(Front-end source files)
....
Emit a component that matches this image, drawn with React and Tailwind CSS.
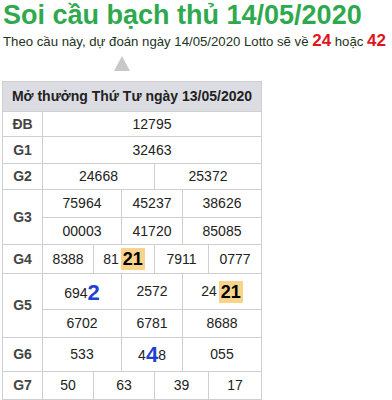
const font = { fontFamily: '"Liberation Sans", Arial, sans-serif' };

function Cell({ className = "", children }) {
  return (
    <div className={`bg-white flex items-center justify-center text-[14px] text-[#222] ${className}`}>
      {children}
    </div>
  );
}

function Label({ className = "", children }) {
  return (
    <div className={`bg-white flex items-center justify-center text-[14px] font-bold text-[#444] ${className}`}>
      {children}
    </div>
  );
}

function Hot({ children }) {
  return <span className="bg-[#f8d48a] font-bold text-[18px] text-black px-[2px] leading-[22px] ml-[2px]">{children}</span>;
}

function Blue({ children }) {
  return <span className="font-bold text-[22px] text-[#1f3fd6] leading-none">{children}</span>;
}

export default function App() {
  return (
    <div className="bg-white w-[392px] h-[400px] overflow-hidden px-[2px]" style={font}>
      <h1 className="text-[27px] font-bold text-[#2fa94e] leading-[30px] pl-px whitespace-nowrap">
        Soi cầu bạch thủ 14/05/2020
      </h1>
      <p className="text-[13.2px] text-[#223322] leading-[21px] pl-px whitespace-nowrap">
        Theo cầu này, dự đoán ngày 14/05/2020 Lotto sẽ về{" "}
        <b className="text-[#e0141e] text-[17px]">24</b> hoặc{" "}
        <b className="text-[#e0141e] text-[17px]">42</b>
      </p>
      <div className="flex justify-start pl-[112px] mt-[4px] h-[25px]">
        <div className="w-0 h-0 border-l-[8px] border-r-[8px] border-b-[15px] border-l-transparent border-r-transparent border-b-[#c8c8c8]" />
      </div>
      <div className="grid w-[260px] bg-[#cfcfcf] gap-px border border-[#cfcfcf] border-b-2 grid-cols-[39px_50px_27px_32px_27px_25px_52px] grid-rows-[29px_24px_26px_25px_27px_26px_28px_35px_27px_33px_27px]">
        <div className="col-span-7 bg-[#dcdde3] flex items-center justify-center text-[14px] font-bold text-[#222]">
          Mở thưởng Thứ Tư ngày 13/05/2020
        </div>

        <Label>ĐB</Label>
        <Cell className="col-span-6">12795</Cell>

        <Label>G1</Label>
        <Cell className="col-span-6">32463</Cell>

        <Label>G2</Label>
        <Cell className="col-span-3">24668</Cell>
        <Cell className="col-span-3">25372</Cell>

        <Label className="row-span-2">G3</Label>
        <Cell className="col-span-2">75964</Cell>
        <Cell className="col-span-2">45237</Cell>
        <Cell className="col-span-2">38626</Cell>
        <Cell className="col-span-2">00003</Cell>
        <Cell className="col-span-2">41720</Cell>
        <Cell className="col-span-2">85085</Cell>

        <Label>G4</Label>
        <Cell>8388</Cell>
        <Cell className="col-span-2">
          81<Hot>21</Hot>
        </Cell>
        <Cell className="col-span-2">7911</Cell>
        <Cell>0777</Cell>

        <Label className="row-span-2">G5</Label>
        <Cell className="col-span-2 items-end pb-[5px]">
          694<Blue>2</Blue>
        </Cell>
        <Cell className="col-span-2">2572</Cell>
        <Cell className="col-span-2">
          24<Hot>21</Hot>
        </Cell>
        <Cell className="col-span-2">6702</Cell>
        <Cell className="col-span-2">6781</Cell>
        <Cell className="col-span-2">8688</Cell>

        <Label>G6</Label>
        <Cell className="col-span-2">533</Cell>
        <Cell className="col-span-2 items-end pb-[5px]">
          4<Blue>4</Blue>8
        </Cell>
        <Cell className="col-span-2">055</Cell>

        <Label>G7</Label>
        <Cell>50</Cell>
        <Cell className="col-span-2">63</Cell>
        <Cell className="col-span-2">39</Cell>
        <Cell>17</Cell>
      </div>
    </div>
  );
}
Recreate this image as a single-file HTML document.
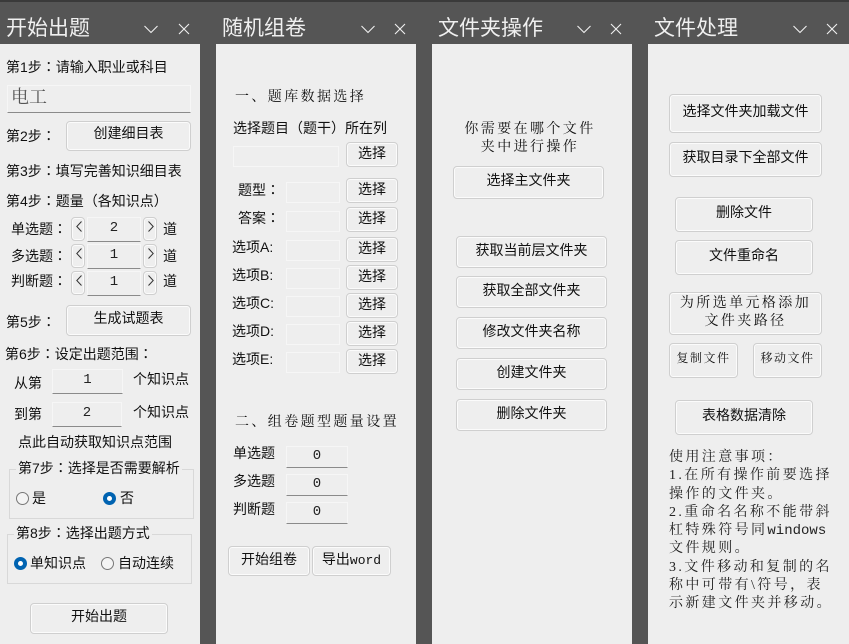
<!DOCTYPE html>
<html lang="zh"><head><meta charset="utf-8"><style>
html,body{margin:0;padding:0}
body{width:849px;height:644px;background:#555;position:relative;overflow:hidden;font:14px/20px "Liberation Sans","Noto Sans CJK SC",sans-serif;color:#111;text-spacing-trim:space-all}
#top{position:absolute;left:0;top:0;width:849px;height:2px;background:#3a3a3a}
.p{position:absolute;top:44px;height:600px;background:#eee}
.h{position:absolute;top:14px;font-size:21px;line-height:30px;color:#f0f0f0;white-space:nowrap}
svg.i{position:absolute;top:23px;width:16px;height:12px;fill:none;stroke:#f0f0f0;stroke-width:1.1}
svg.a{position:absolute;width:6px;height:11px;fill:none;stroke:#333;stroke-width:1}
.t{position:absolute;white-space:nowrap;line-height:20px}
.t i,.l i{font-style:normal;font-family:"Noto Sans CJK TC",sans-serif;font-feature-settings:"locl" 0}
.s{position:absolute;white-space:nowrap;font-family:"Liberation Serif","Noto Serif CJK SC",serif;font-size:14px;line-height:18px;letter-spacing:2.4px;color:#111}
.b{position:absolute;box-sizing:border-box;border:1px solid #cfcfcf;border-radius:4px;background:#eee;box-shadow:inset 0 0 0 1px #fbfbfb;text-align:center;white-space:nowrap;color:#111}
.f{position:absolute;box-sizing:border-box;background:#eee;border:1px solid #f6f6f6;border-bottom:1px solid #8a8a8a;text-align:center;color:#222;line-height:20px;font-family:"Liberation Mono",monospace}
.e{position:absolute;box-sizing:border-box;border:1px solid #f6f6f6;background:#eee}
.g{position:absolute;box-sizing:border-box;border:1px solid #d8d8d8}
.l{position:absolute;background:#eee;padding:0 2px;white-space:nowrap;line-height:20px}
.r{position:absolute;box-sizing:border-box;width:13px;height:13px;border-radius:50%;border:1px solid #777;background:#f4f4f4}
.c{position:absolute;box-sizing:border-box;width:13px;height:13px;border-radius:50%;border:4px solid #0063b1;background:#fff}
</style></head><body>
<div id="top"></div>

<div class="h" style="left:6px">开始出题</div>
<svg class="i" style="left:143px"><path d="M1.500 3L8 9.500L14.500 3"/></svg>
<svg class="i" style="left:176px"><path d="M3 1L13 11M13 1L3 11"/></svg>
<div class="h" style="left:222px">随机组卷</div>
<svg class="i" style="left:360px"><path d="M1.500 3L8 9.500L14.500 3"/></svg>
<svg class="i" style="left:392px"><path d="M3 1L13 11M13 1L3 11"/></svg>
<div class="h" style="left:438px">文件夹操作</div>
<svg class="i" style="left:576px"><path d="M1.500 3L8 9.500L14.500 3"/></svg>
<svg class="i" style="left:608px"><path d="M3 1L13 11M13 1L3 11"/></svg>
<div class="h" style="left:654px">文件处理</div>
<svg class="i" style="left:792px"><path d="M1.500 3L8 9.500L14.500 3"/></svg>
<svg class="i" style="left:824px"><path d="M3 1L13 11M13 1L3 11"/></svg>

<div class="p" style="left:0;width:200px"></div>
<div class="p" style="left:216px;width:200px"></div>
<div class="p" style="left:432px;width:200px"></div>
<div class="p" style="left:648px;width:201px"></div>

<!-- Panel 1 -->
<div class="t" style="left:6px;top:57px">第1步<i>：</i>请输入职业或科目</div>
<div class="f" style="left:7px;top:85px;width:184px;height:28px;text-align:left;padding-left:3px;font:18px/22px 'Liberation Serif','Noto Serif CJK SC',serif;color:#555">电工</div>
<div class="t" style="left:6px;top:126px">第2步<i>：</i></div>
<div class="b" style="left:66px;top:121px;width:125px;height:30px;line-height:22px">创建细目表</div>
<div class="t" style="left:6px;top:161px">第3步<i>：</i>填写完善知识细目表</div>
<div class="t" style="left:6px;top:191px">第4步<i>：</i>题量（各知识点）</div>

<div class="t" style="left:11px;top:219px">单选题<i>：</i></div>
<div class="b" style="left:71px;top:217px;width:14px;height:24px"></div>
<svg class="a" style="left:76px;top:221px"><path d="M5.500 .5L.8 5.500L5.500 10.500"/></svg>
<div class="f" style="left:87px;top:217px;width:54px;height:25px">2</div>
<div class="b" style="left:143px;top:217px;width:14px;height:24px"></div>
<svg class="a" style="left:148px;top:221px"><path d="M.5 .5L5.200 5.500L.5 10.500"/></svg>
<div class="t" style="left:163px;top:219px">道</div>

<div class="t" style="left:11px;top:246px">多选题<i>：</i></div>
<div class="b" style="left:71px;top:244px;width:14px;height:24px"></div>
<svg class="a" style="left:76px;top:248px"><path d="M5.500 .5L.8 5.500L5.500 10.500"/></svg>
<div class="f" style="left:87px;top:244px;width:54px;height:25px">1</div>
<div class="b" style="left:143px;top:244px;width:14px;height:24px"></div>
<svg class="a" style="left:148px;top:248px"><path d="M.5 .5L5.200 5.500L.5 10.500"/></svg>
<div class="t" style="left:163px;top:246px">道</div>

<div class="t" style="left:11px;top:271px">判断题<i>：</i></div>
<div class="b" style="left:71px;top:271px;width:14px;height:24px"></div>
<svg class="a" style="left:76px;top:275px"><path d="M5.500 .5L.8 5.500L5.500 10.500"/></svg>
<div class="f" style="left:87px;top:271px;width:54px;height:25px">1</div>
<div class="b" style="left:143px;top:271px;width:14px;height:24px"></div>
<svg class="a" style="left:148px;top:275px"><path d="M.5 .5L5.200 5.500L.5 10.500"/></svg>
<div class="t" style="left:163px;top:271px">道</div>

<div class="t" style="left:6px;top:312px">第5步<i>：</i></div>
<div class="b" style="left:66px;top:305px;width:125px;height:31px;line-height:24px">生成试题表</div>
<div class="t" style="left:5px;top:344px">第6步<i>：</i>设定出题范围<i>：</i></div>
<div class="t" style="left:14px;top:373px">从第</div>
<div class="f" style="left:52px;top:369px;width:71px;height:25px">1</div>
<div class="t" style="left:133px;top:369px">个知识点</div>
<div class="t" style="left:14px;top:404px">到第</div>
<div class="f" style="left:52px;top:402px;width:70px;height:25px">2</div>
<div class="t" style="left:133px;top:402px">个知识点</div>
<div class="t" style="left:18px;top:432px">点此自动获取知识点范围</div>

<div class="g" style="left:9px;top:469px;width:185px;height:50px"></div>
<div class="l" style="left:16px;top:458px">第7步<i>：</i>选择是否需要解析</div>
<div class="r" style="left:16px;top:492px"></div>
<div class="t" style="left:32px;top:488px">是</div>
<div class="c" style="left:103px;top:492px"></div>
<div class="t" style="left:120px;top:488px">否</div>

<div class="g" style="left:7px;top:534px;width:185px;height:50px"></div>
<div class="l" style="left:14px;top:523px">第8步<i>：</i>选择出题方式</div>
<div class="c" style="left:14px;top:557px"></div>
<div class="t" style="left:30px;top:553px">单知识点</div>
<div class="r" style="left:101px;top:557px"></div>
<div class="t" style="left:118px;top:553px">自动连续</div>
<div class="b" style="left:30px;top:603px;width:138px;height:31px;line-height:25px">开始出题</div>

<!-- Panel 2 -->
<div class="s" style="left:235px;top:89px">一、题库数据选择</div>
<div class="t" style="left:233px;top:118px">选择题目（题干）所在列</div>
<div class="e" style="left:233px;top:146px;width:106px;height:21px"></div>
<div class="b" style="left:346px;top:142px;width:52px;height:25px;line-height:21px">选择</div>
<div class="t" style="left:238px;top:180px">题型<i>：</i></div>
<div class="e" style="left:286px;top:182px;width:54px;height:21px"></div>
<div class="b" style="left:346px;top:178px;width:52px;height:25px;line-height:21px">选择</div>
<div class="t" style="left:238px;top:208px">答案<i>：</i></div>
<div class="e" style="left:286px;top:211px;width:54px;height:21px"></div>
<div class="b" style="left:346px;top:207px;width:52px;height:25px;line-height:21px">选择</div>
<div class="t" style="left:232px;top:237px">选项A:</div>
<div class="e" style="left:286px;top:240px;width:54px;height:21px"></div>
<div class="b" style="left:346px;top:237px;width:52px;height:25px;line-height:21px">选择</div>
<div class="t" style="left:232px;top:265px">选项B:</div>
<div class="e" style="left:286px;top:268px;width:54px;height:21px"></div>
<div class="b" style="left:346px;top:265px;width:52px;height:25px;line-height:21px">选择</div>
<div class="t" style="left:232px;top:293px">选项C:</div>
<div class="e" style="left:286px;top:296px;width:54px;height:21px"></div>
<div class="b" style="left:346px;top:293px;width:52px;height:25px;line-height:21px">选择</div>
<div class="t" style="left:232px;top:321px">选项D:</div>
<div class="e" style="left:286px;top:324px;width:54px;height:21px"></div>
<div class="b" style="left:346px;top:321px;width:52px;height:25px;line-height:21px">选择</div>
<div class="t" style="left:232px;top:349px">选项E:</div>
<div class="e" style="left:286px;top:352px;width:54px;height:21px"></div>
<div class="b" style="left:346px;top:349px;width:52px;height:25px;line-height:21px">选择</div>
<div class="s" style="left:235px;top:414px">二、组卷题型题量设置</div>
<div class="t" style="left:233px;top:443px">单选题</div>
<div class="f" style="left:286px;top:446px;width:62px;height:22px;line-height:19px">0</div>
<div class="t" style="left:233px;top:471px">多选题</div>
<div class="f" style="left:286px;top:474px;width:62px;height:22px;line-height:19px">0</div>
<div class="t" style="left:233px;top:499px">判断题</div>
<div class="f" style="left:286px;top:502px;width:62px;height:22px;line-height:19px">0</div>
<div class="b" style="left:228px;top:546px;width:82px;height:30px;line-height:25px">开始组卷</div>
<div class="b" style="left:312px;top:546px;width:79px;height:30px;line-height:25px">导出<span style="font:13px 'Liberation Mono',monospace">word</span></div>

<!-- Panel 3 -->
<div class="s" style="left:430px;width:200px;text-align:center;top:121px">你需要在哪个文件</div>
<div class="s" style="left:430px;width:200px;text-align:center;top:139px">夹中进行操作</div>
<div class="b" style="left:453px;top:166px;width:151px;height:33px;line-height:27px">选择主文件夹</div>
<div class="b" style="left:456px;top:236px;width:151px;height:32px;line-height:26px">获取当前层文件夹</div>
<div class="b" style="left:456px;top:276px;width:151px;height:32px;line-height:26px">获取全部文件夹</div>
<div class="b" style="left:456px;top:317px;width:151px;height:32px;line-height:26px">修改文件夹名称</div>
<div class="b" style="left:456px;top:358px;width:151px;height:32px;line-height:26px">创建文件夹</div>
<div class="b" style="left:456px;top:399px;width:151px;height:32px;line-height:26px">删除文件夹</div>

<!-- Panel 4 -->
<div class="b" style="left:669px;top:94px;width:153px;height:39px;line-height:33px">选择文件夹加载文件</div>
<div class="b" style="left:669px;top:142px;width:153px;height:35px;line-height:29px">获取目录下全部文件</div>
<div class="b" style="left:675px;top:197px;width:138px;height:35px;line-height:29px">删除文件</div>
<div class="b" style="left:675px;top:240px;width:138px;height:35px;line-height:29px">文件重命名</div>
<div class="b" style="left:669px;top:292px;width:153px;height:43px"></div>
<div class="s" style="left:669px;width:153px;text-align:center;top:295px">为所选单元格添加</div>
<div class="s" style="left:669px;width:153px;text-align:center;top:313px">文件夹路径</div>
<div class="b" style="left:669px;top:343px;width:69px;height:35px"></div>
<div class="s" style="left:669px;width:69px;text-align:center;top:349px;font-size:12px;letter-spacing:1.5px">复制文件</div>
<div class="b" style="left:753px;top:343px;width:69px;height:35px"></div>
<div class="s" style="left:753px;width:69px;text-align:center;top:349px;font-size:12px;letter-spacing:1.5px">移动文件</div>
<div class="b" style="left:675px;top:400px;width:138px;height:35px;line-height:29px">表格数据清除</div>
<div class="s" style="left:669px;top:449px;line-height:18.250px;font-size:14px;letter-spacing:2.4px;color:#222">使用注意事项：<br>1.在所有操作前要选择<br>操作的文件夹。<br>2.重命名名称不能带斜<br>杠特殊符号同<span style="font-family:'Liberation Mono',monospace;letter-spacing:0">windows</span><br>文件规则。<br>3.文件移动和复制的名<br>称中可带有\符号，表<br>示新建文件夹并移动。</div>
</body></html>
....
• [Set problem] Read the entries and select each line where the word "image" is found.

• [Solution to this exercise]
Emit a component that matches this image, drawn with React and Tailwind CSS.
Recreate this image as a single-file HTML document.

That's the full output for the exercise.